Justeena also went missing for five days last April, but was later found in south London near to where her sister lives. She attended an academy in the area.

A police spokeswoman said: "Justeena is quite streetwise. She can look after herself. There is always the risk of sexual exploitation – but that hasn't been the case with Justeena, who is just a bit of a rebel.

"We want to tell her that she's not in trouble and we will help her."

Paul Bignell

Case study: 'We cling on to the hope that he is still alive somewhere'

No one expected Andrew Gosden to run away. The 14-year-old had no obvious problems and was doing well at school. But on 14 September 2007, the Doncaster schoolboy bought a one-way train ticket to London. More than five years later, he remains missing – the last sighting of him a grainy image captured on CCTV footage at King's Cross station later that day. Their family is still in shock, says his father, Kevin.

"Andrew was intelligent. He had a secure middle-class upbringing," Kevin says. "He wasn't uncaring or inconsiderate of others. Nobody had the faintest idea that Andrew was thinking about doing what he did. That is a puzzle that tortures you for ever.

"You can't overestimate the impact of losing a child. It seems even worse when you don't know if you've lost them temporarily or permanently. We cling on to the hope that he is still alive somewhere.

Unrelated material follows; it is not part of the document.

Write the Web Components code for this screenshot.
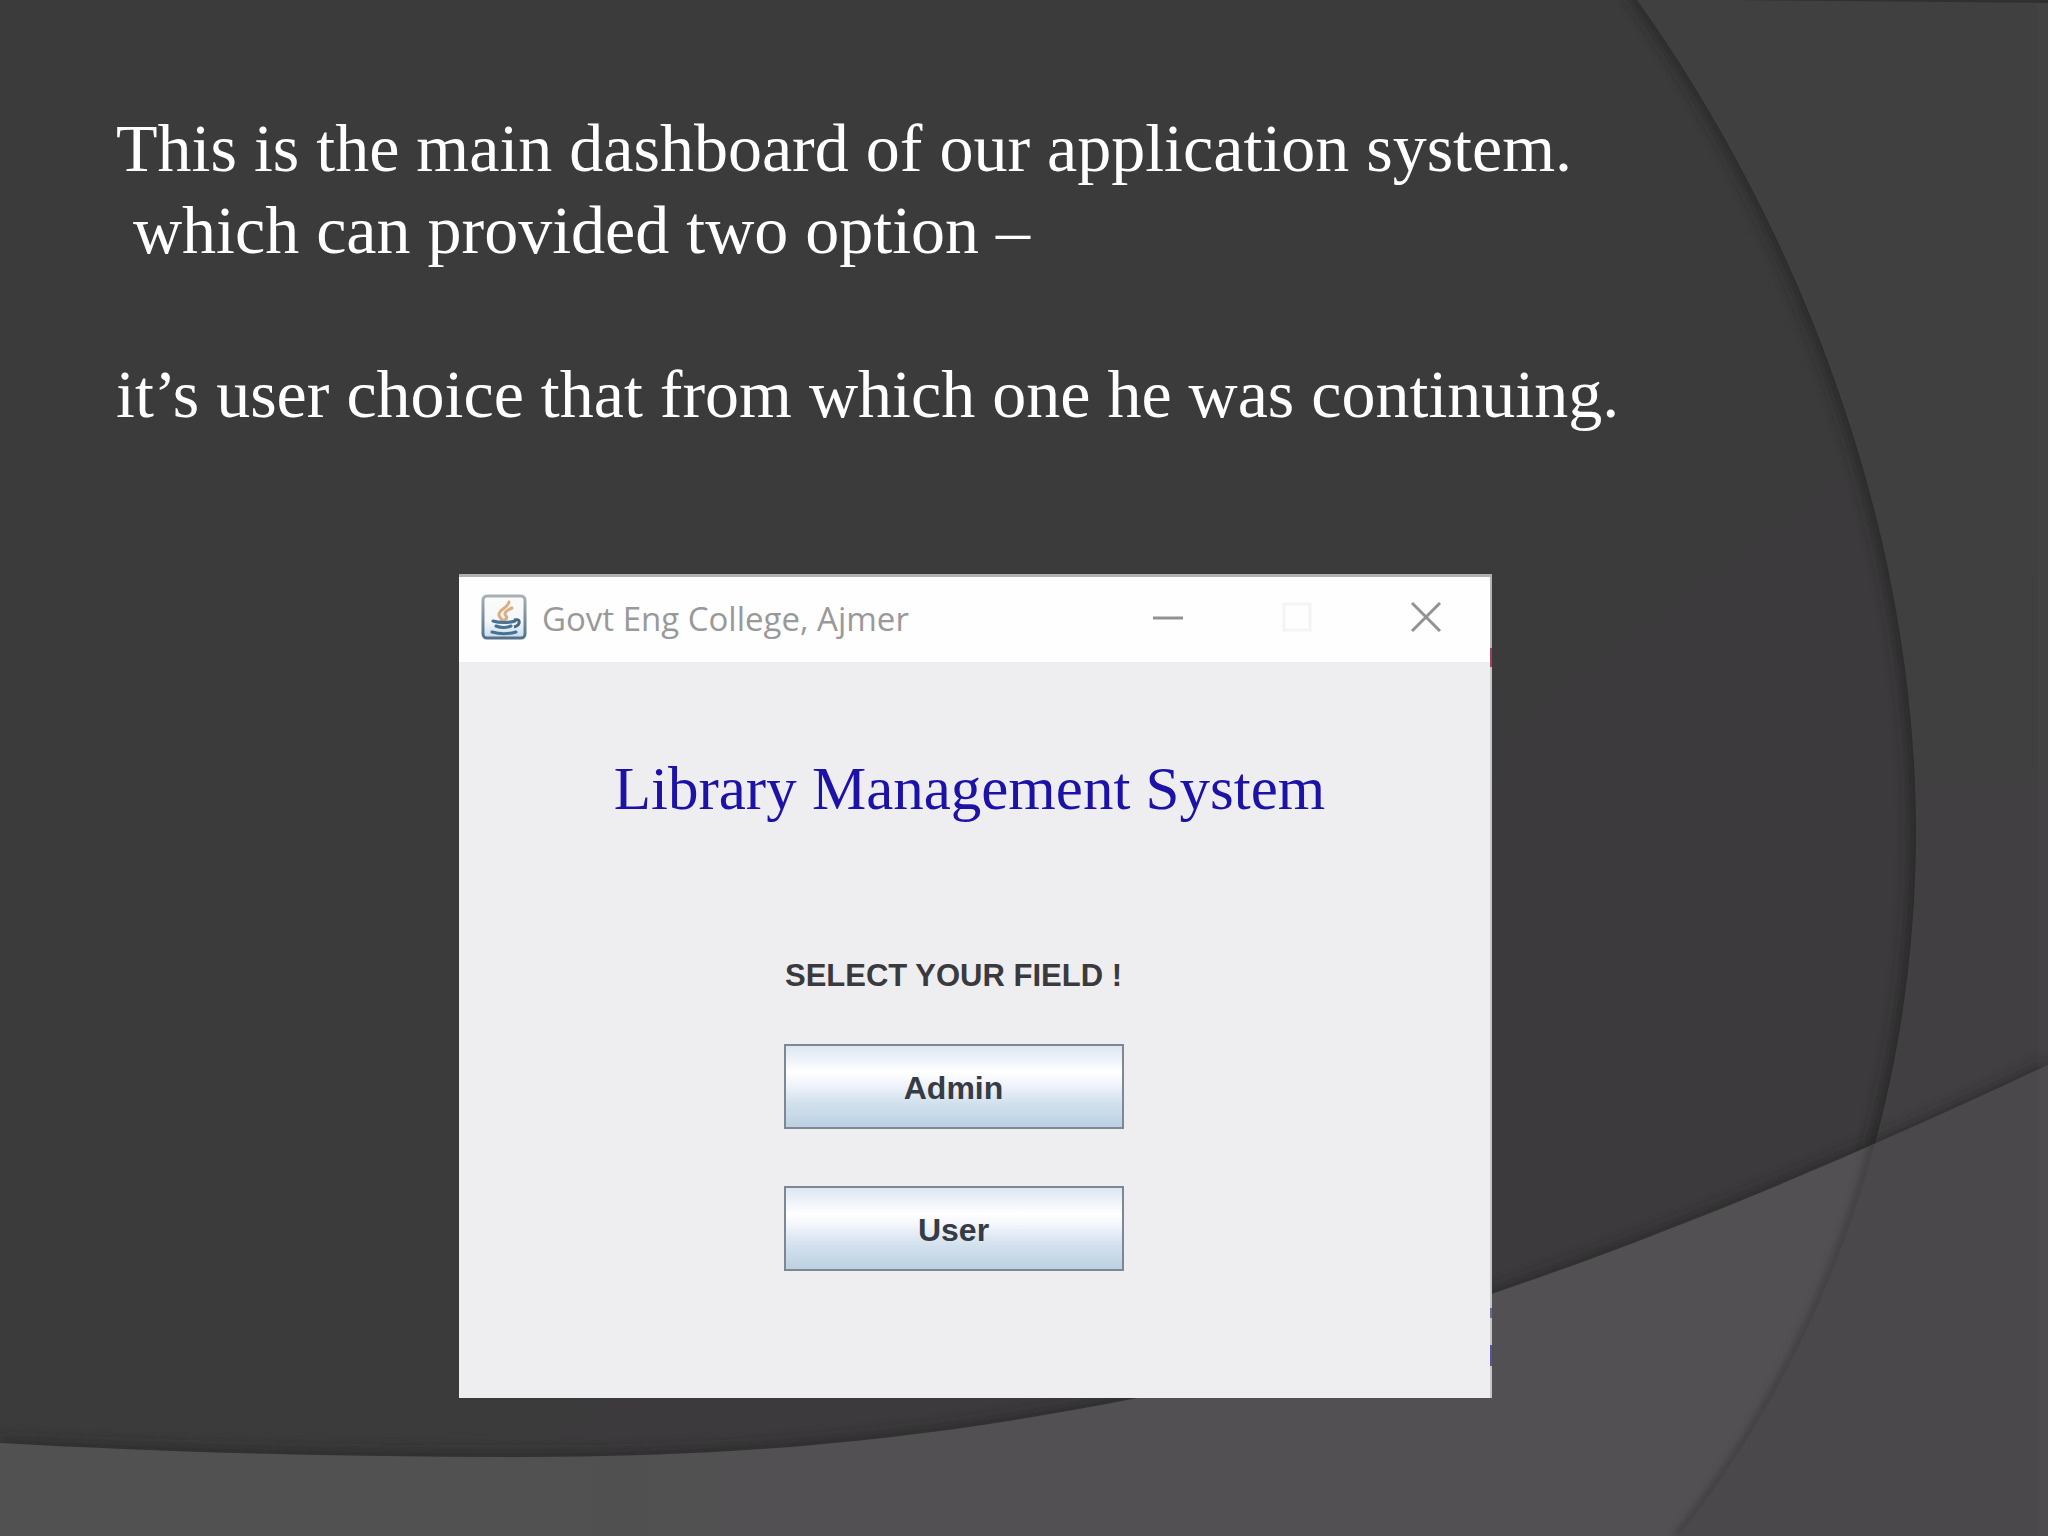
<!doctype html>
<html lang="en">
  <head>
    <meta charset="utf-8">
    <title>Library Management System</title>
    <style>
      body {
        margin: 0;
      }
    </style>
  </head>
  <body>
    <slide-page>
      <slide-text>
        <p>This is the main dashboard of our application system.
 which can provided two option –

it’s user choice that from which one he was continuing.</p>
      </slide-text>
      <app-window caption="Govt Eng College, Ajmer">
        <field-picker heading="Library Management System" prompt="SELECT YOUR FIELD !">
          <swing-button>Admin</swing-button>
          <swing-button>User</swing-button>
        </field-picker>
      </app-window>
    </slide-page>

    <template data-name="slide-page">
      <style>
        :host {
          background: #3b3b3b;
          box-sizing: border-box;
          display: grid;
          align-content: start;
          grid-template-columns: 459fr 1033fr 556fr;
          row-gap: 139px;
          min-height: 100vh;
          padding-top: 107px;
          position: relative;
        }

        svg {
          height: 100%;
          left: 0;
          position: absolute;
          top: 0;
          width: 100%;
        }

        ::slotted(*) {
          position: relative;
        }

        ::slotted(slide-text) {
          grid-column: 1 / -1;
        }

        ::slotted(app-window) {
          grid-column: 2;
        }
      </style>

      <!-- backdrop: big arc on the right, sweep along the bottom -->
      <svg viewBox="0 0 2048 1536" preserveAspectRatio="none" aria-hidden="true">
        <defs>
          <linearGradient id="base" x1="0" y1="0" x2="1" y2="1">
            <stop offset="0.45" stop-color="#3b3b3b" />
            <stop offset="0.65" stop-color="#3c3a3c" />
          </linearGradient>
          <linearGradient id="side" x1="0" y1="0" x2="0" y2="1">
            <stop offset="0.3" stop-color="#404040" />
            <stop offset="0.6" stop-color="#413f41" />
          </linearGradient>
          <linearGradient id="floor" x1="0" y1="0" x2="1" y2="0">
            <stop offset="0.2" stop-color="#515151" />
            <stop offset="0.4" stop-color="#525052" />
          </linearGradient>
          <filter id="soft" x="-20%" y="-20%" width="140%" height="140%">
            <feGaussianBlur stdDeviation="7" />
          </filter>
          <filter id="thin" x="-20%" y="-20%" width="140%" height="140%">
            <feGaussianBlur stdDeviation="3" />
          </filter>
          <path id="arc" d="M1637 0C1780 200 1915 500 1916 830C1916 1090 1835 1340 1678 1536H2100V-40H1637Z" />
          <path id="sweep" d="M0 1443C180 1453 350 1457 520 1457C740 1457 925 1440 1137 1398C1400 1335 1700 1230 2048 1065V1600H0Z" />
          <clipPath id="inSweep"><use href="#sweep" /></clipPath>
        </defs>
        <rect width="2048" height="1536" fill="url(#base)" />
        <use href="#arc" fill="#202020" opacity="0.7" filter="url(#soft)" transform="translate(-6 0)" />
        <use href="#arc" fill="url(#side)" />
        <use href="#sweep" fill="#202020" opacity="0.6" filter="url(#soft)" transform="translate(0 -4)" />
        <use href="#sweep" fill="url(#floor)" />
        <g clip-path="url(#inSweep)">
          <use href="#arc" fill="#454345" filter="url(#thin)" transform="translate(-7 0)" />
          <use href="#arc" fill="#4a484a" />
        </g>
        <path d="M1735 0H2048V3Z" fill="#303030" />
        <path d="M2038 4H2048V1536H2038Z" fill="#fff" opacity="0.02" />
      </svg>
      <slot></slot>
    </template>

    <template data-name="slide-text">
      <style>
        :host {
          color: #fff;
          display: block;
          font: 68px/82px "Liberation Serif", "Times New Roman", serif;
          padding: 0 116px;
        }

        ::slotted(p) {
          margin: 0;
          white-space: pre-wrap;
        }
      </style>

      <slot></slot>
    </template>

    <template data-name="app-window">
      <style>
        :host {
          background: linear-gradient(#b4b4b4 0 71px, #a0405c 71px 90px, #c6c6c8 90px 731px, #6c6c9c 731px 741px, #c6c6c8 741px 768px, #5a50a8 768px 789px, #c6c6c8 789px) right / 2px 100% no-repeat #eee;
          border-top: 3px solid #b0b0b0;
          box-sizing: border-box;
          display: block;
          padding-right: 2px;
        }

        header {
          background: #fefefe;
          display: flex;
          height: 85px;
          padding-left: 22px;
        }

        .icon {
          flex: none;
          height: 46px;
          margin: 17px 15px 0 0;
          width: 46px;
        }

        .caption {
          color: #999;
          flex: 1;
          font: 33px/84px "Open Sans", "Noto Sans", sans-serif;
          white-space: nowrap;
        }

        nav {
          display: flex;
        }

        button {
          align-items: center;
          background: none;
          border: 0;
          display: flex;
          height: 80px;
          justify-content: center;
          padding: 0;
          width: 129px;
        }

        button svg {
          fill: none;
          height: 30px;
          stroke: #929292;
          stroke-width: 3;
          width: 30px;
        }

        button:disabled svg {
          stroke: #f4f4f4;
        }
      </style>

      <header>
        <svg class="icon" viewBox="0 0 46 46" aria-hidden="true">
          <defs>
            <linearGradient id="tile" x1="0" y1="0" x2="0" y2="1">
              <stop offset="0" stop-color="#fbfbf8" />
              <stop offset="0.6" stop-color="#f4f8fb" />
              <stop offset="1" stop-color="#c4dcec" />
            </linearGradient>
            <linearGradient id="rim" x1="0" y1="0" x2="0" y2="1">
              <stop offset="0" stop-color="#a8b0b6" />
              <stop offset="1" stop-color="#56708a" />
            </linearGradient>
          </defs>
          <rect x="2" y="2" width="42" height="42" rx="4" fill="url(#tile)" stroke="url(#rim)" stroke-width="3" />
          <path d="M28 8C27 14 17 16 18 21C18 23 20 24 21 26M31 14C26 16 22 19 25 22C27 24 24 26 23 26" fill="none" stroke="#dcae80" stroke-width="3" stroke-linecap="round" />
          <path d="M12 27C18 29 28 29 34 27M15 32C20 34 25 34 30 32M11 38C18 40 28 40 35 38" fill="none" stroke="#4a7092" stroke-width="3" stroke-linecap="round" />
          <path d="M33 26C40 24 40 31 33 33" fill="none" stroke="#4a6680" stroke-width="3" />
        </svg>
        <span class="caption"></span>
        <nav>
          <button aria-label="Minimize"><svg viewBox="0 0 30 30"><path d="M0 16H30" /></svg></button>
          <button aria-label="Maximize" disabled><svg viewBox="0 0 30 30"><path d="M2 2H28V28H2Z" /></svg></button>
          <button aria-label="Close"><svg viewBox="0 0 30 30"><path d="M1 1L29 29M29 1L1 29" /></svg></button>
        </nav>
      </header>
      <slot></slot>
    </template>

    <template data-name="field-picker">
      <style>
        :host {
          background: #eeedef;
          display: flex;
          flex-direction: column;
          align-items: center;
          padding: 92px 0 127px;
        }

        h1 {
          color: #1c12a8;
          font: 61px/70px "Liberation Serif", "Times New Roman", serif;
          margin: 0 10px 134px 0;
        }

        section {
          align-items: center;
          display: flex;
          flex-direction: column;
          margin-right: 42px;
        }

        h2 {
          color: #3a3a3e;
          font: bold 31px/36px "Liberation Sans", Arial, sans-serif;
          margin: 0 0 50px;
        }

        .options {
          display: grid;
          gap: 57px;
          width: 340px;
        }
      </style>

      <h1></h1>
      <section>
        <h2></h2>
        <div class="options"><slot></slot></div>
      </section>
    </template>

    <template data-name="swing-button">
      <style>
        :host {
          display: block;
        }

        button {
          background: linear-gradient(#dde6f2, #fff 32%, #f4f6fc 45%, #d3e1ee 70%, #bdd1e2);
          border: 2px solid #7d8896;
          color: #363c46;
          display: block;
          font: bold 32px/36px "Liberation Sans", Arial, sans-serif;
          height: 85px;
          padding: 2px 0 0;
          width: 100%;
        }
      </style>

      <button><slot></slot></button>
    </template>

    <script>
      class TemplateElement extends HTMLElement {
        connectedCallback() {
          if (this.shadowRoot) return
          const template = document.querySelector(`template[data-name="${this.localName}"]`)
          this.attachShadow({ mode: 'open' })
          this.shadowRoot.append(template.content.cloneNode(true))
          this.updateTemplate()
        }

        updateTemplate() {}
      }

      customElements.define('slide-page', class extends TemplateElement {})

      customElements.define('slide-text', class extends TemplateElement {})

      customElements.define('app-window', class extends TemplateElement {
        updateTemplate() {
          this.shadowRoot.querySelector('.caption').textContent = this.getAttribute('caption')
        }
      })

      customElements.define('field-picker', class extends TemplateElement {
        updateTemplate() {
          this.shadowRoot.querySelector('h1').textContent = this.getAttribute('heading')
          this.shadowRoot.querySelector('h2').textContent = this.getAttribute('prompt')
        }
      })

      customElements.define('swing-button', class extends TemplateElement {})
    </script>
  </body>
</html>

"It goes round and round your head all the time. It's been five years and we're still living in limbo when it comes to what's happened to Andrew. My wife says it's like somebody came up and stuck a knife in your guts and you walk around the whole time with the knife still there and still bleeding, hurting and in pain. And until you have an outcome, the knife isn't ever going to get pulled out and therefore the wound cannot begin to heal. That's a very apt description, frankly."